Keep the visual build disciplined

A dream bike should look exceptional, but the best-looking builds usually come from restraint. Coherent color choices, clean cockpit integration, and components selected for function first tend to age better than trend-led styling.

This does not mean the bike should be plain. It means every visual choice should reinforce the character of the build. If the bike is built for speed and long-range versatility, the finish, wheel profile, tire volume, and cockpit shape should all tell the same story. Premium design feels precise, not busy.

This is one reason custom support matters. When a brand understands both engineering and rider intent, it becomes easier to build a bike that performs as well as it looks. At Vega Cycling, that dream-bike process is meant to remove guesswork, not add complexity.

How to customize dream bike details without overspending in the wrong places

A premium build does not require upgrading everything to the most expensive option. Some categories deliver far more ride benefit than others. Fit, frame quality, wheels, tires, and gearing usually affect the riding experience more than chasing marginal gains in decorative carbon accessories.

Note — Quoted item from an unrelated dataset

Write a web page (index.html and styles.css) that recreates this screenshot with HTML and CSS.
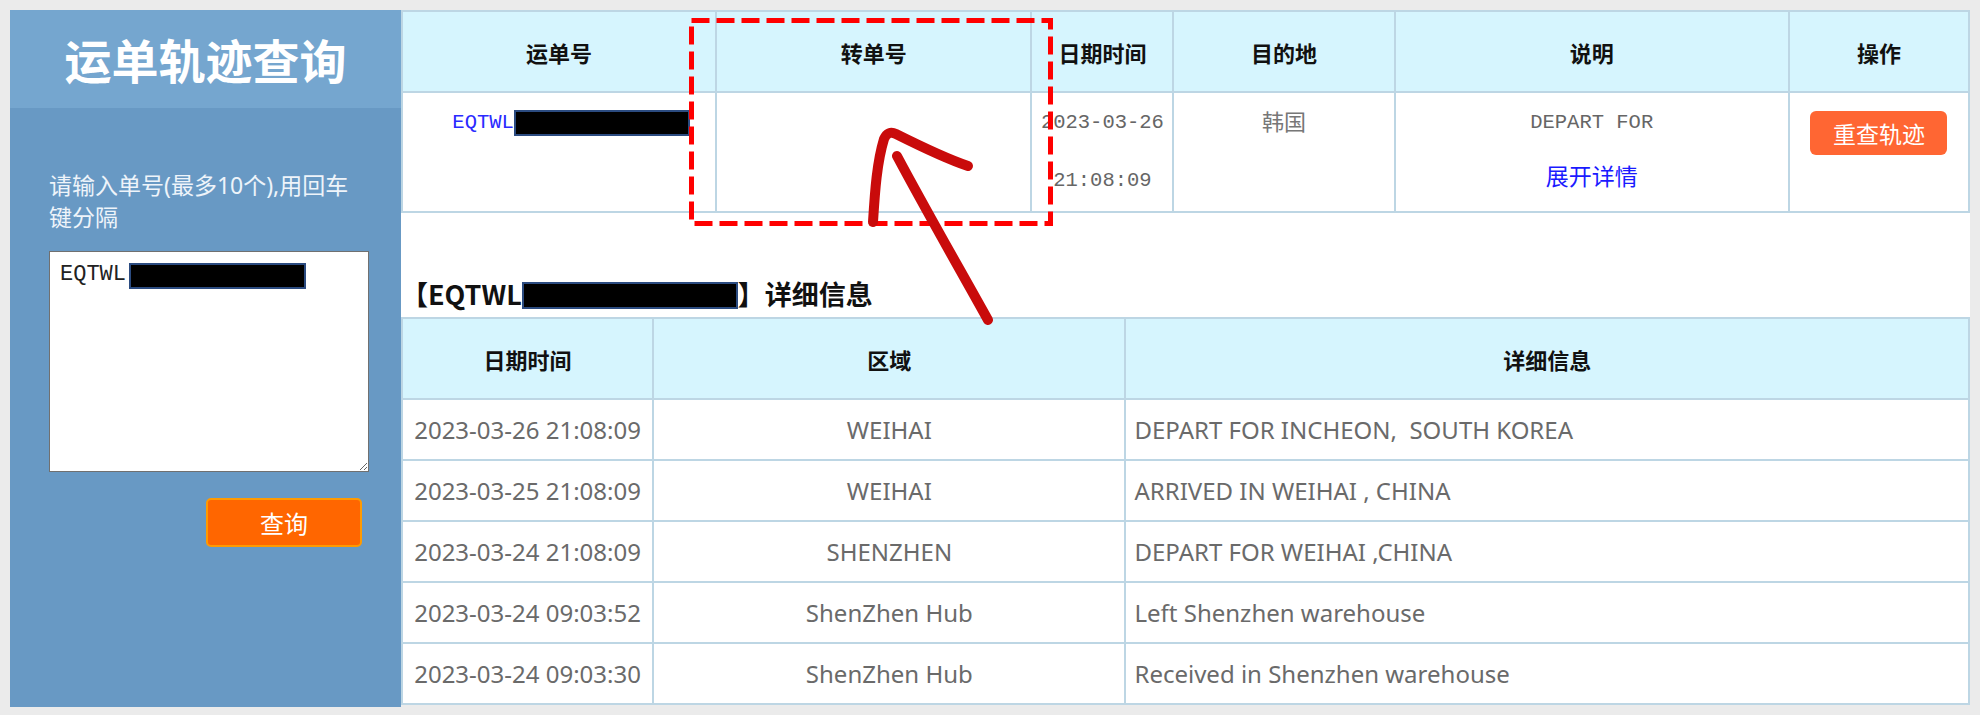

If the budget has limits, spend where the bike touches the ground and where it touches you. Then spend on the drivetrain choices that support your terrain. A great frame with the right fit and purposeful wheels will feel more special than a mismatched halo build assembled around prestige parts.

It also pays to think in seasons, not just in checkout decisions. Ask what you may want to change after six months. Tires, gearing, saddles, and wheelsets can evolve with your riding. The frame and fit need to be right from day one.

A dream bike should feel fast, but more than that, it should feel like yours. Build around the rides you chase repeatedly, the surfaces that keep calling you back, and the position you can hold with confidence hour after hour. When those choices line up, customization stops being cosmetic and starts becoming performance.